TODAY’S STUDY: On The Path To SunShot – Utilities And Distributed Solar
On The Path To SunShot – Utility Regulatory and Business Model Reforms for Addressing the Financial Impacts of Distributed Solar on Utilities
Galen Barbose, et. al., May 2016 (National Renewable Energy Laboratory)
Net-energy metering (NEM) with volumetric retail electricity pricing has enabled rapid proliferation of distributed photovoltaics (DPV) in the United States. However, this transformation is raising concerns about the potential for higher electricity rates and cost-shifting to non-solar customers, reduced utility shareholder profitability, reduced utility earnings opportunities, and inefficient resource allocation. Although DPV deployment in most utility territories remains too low to produce significant impacts, these concerns have motivated real and proposed reforms to utility regulatory and business models, with profound implications for future DPV deployment.

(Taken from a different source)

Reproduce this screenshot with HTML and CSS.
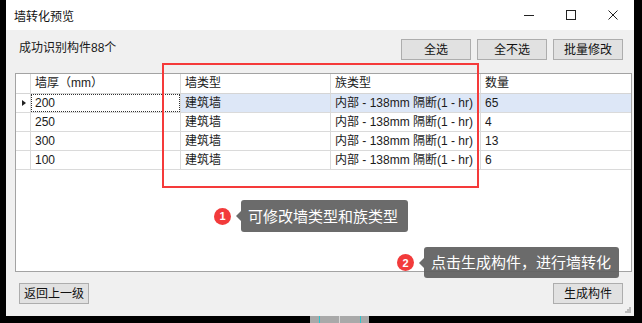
FILE: index.html
```html
<!DOCTYPE html>
<html lang="zh-CN">

<head>
  <meta charset="UTF-8">
  <meta name="viewport" content="width=device-width, initial-scale=1.0">
  <title>墙转化预览</title>
  <link rel="stylesheet" href="styles.css">
</head>

<body>
  <div class="window">
    <header class="titlebar">
      <span class="title">墙转化预览</span>
      <div class="controls">
        <span class="ctl">
          <svg width="10" height="10" viewBox="0 0 10 10"><path d="M0 5.5h10" stroke="#222" stroke-width="1"/></svg>
        </span>
        <span class="ctl">
          <svg width="10" height="10" viewBox="0 0 10 10"><rect x="0.5" y="0.5" width="9" height="9" fill="none" stroke="#222" stroke-width="1"/></svg>
        </span>
        <span class="ctl">
          <svg width="10" height="10" viewBox="0 0 10 10"><path d="M0.5 0.5l9 9M9.5 0.5l-9 9" stroke="#222" stroke-width="1"/></svg>
        </span>
      </div>
    </header>

    <section class="toolbar">
      <span class="summary">成功识别构件88个</span>
      <div class="actions">
        <button class="btn">全选</button>
        <button class="btn">全不选</button>
        <button class="btn">批量修改</button>
      </div>
    </section>

    <section class="grid">
      <div class="row head">
        <div class="cell rh"></div>
        <div class="cell">墙厚（mm）</div>
        <div class="cell">墙类型</div>
        <div class="cell">族类型</div>
        <div class="cell last">数量</div>
      </div>
      <div class="row selected">
        <div class="cell rh"><span class="arrow"></span></div>
        <div class="cell focus"><span>200</span></div>
        <div class="cell">建筑墙</div>
        <div class="cell">内部 - 138mm 隔断(1 - hr)</div>
        <div class="cell last">65</div>
      </div>
      <div class="row">
        <div class="cell rh"></div>
        <div class="cell">250</div>
        <div class="cell">建筑墙</div>
        <div class="cell">内部 - 138mm 隔断(1 - hr)</div>
        <div class="cell last">4</div>
      </div>
      <div class="row">
        <div class="cell rh"></div>
        <div class="cell">300</div>
        <div class="cell">建筑墙</div>
        <div class="cell">内部 - 138mm 隔断(1 - hr)</div>
        <div class="cell last">13</div>
      </div>
      <div class="row">
        <div class="cell rh"></div>
        <div class="cell">100</div>
        <div class="cell">建筑墙</div>
        <div class="cell">内部 - 138mm 隔断(1 - hr)</div>
        <div class="cell last">6</div>
      </div>
    </section>

    <footer class="bottom">
      <button class="btn">返回上一级</button>
      <button class="btn">生成构件</button>
    </footer>

    <!-- annotations laid over the dialog -->
    <div class="highlight"></div>

    <div class="callout callout-1">
      <span class="badge">1</span>
      <span class="tip">可修改墙类型和族类型</span>
    </div>

    <div class="callout callout-2">
      <span class="badge">2</span>
      <span class="tip">点击生成构件，进行墙转化</span>
    </div>

    <svg class="grip" width="6" height="6" viewBox="0 0 6 6">
      <rect x="4" y="0" width="2" height="2" fill="#bbb"/>
      <rect x="2" y="2" width="2" height="2" fill="#bbb"/>
      <rect x="4" y="2" width="2" height="2" fill="#bbb"/>
      <rect x="0" y="4" width="2" height="2" fill="#bbb"/>
      <rect x="2" y="4" width="2" height="2" fill="#bbb"/>
      <rect x="4" y="4" width="2" height="2" fill="#bbb"/>
    </svg>
  </div>

  <div class="dock"></div>
</body>

</html>
```

FILE: styles.css
```css
* {
  margin: 0;
  padding: 0;
  box-sizing: border-box;
  font-family: 'Liberation Sans', 'Noto Sans CJK SC', sans-serif;
}

html,
body {
  width: 100%;
  height: 100%;
}

body {
  background: #000;
  display: flex;
  flex-direction: column;
  overflow: hidden;
  font-size: 12px;
  color: #1a1a1a;
}

.window {
  position: relative;
  margin-left: 6px;
  width: 628px;
  height: 316px;
  flex-shrink: 0;
  background: #f0f0f0;
  display: flex;
  flex-direction: column;
}

.titlebar {
  height: 30px;
  background: #fff;
  display: flex;
  align-items: center;
  padding-left: 8px;
}

.title {
  flex: 1;
  font-size: 12px;
  color: #111;
}

.controls {
  display: flex;
}

.ctl {
  width: 42px;
  height: 30px;
  display: flex;
  align-items: center;
  justify-content: center;
}

.toolbar {
  height: 43px;
  display: flex;
  align-items: flex-start;
  justify-content: space-between;
  padding: 9px 11px 0 13px;
}

.summary {
  line-height: 17px;
  margin-top: 1px;
}

.actions {
  display: flex;
  gap: 6px;
}

.btn {
  width: 70px;
  height: 21px;
  background: #e1e1e1;
  border: 1px solid #adadad;
  font-size: 12px;
  color: #111;
  line-height: 18px;
}

.grid {
  margin-left: 9px;
  width: 617px;
  height: 199px;
  background: #fff;
  border: 1px solid #a3a3a3;
}

.row {
  display: grid;
  grid-template-columns: 15px 150px 150px 150px 1fr;
  height: 19px;
}

.row.head {
  height: 20px;
}

.cell {
  border-right: 1px solid #dadada;
  border-bottom: 1px solid #dadada;
  padding-left: 4px;
  line-height: 18px;
  white-space: nowrap;
  overflow: hidden;
  color: #1a1a1a;
}

.row.head .cell {
  line-height: 19px;
  background: #fff;
  border-bottom-color: #d5d5d5;
}

.cell.last {
  border-right: 0;
}

.cell.rh {
  padding-left: 0;
  display: flex;
  align-items: center;
  justify-content: center;
}

.arrow {
  width: 0;
  height: 0;
  border-top: 3.5px solid transparent;
  border-bottom: 3.5px solid transparent;
  border-left: 4px solid #222;
  margin-left: 1px;
}

.row.selected .cell {
  background: #dde7f7;
}

.row.selected .cell.rh,
.row.selected .cell.focus {
  background: #fff;
}

.cell.focus {
  padding: 0;
}

.cell.focus span {
  display: block;
  height: 18px;
  padding-left: 3px;
  line-height: 16px;
  border: 1px dotted #333;
}

.bottom {
  flex: 1;
  display: flex;
  justify-content: space-between;
  align-items: flex-start;
  padding: 11px 11px 0 13px;
}

.highlight {
  position: absolute;
  left: 156px;
  top: 63px;
  width: 317px;
  height: 125px;
  border: 2px solid #f53a3a;
}

.callout {
  position: absolute;
  display: flex;
  align-items: center;
}

.callout-1 {
  left: 208px;
  top: 200px;
}

.callout-2 {
  left: 391px;
  top: 247px;
}

.badge {
  width: 17px;
  height: 17px;
  border-radius: 50%;
  background: #f23b3b;
  color: #fff;
  font-size: 11px;
  font-weight: bold;
  display: flex;
  align-items: center;
  justify-content: center;
  margin-right: 10px;
}

.tip {
  position: relative;
  height: 32px;
  line-height: 31px;
  padding: 0 10px 0 7px;
  background: rgba(96, 96, 96, 0.93);
  border-radius: 3px;
  color: #fff;
  font-size: 15px;
  font-family: 'Noto Sans CJK SC', sans-serif;
}

.callout-2 .tip {
  height: 31px;
  line-height: 30px;
  padding: 0 8px 0 7px;
}

.tip::before {
  content: '';
  position: absolute;
  left: -5px;
  top: 50%;
  margin-top: -5px;
  border-top: 5px solid transparent;
  border-bottom: 5px solid transparent;
  border-right: 5px solid rgba(96, 96, 96, 0.93);
}

.grip {
  position: absolute;
  right: 3px;
  bottom: 3px;
}

.dock {
  margin-left: 310px;
  width: 59px;
  height: 7px;
  background: linear-gradient(to right,
      #a9a9a9 0, #a9a9a9 9px, #2ec4d0 9px, #2ec4d0 10px,
      #a9a9a9 10px, #a9a9a9 29px, #d8d8d8 29px, #d8d8d8 30px,
      #a9a9a9 30px, #a9a9a9 50px, #2ec4d0 50px, #2ec4d0 51px,
      #a9a9a9 51px);
}
```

This report explores the challenges and opportunities associated with such reforms in the context of the U.S. Department of Energy’s SunShot Initiative. As such, the report focuses on a subset of a broader range of reforms underway in the electric utility sector. Drawing on original analysis and existing literature, we analyze the significance of DPV’s financial impacts on utilities and non-solar ratepayers under current NEM rules and rate designs, the projected effects of proposed NEM and rate reforms on DPV deployment, and alternative reforms that could address utility and ratepayer concerns while supporting continued DPV growth. We categorize reforms into one or more of four conceptual strategies (Table ES-1). Understanding how specific reforms map onto these general strategies can help decision makers identify and prioritize options for addressing specific DPV concerns that balance stakeholder interests.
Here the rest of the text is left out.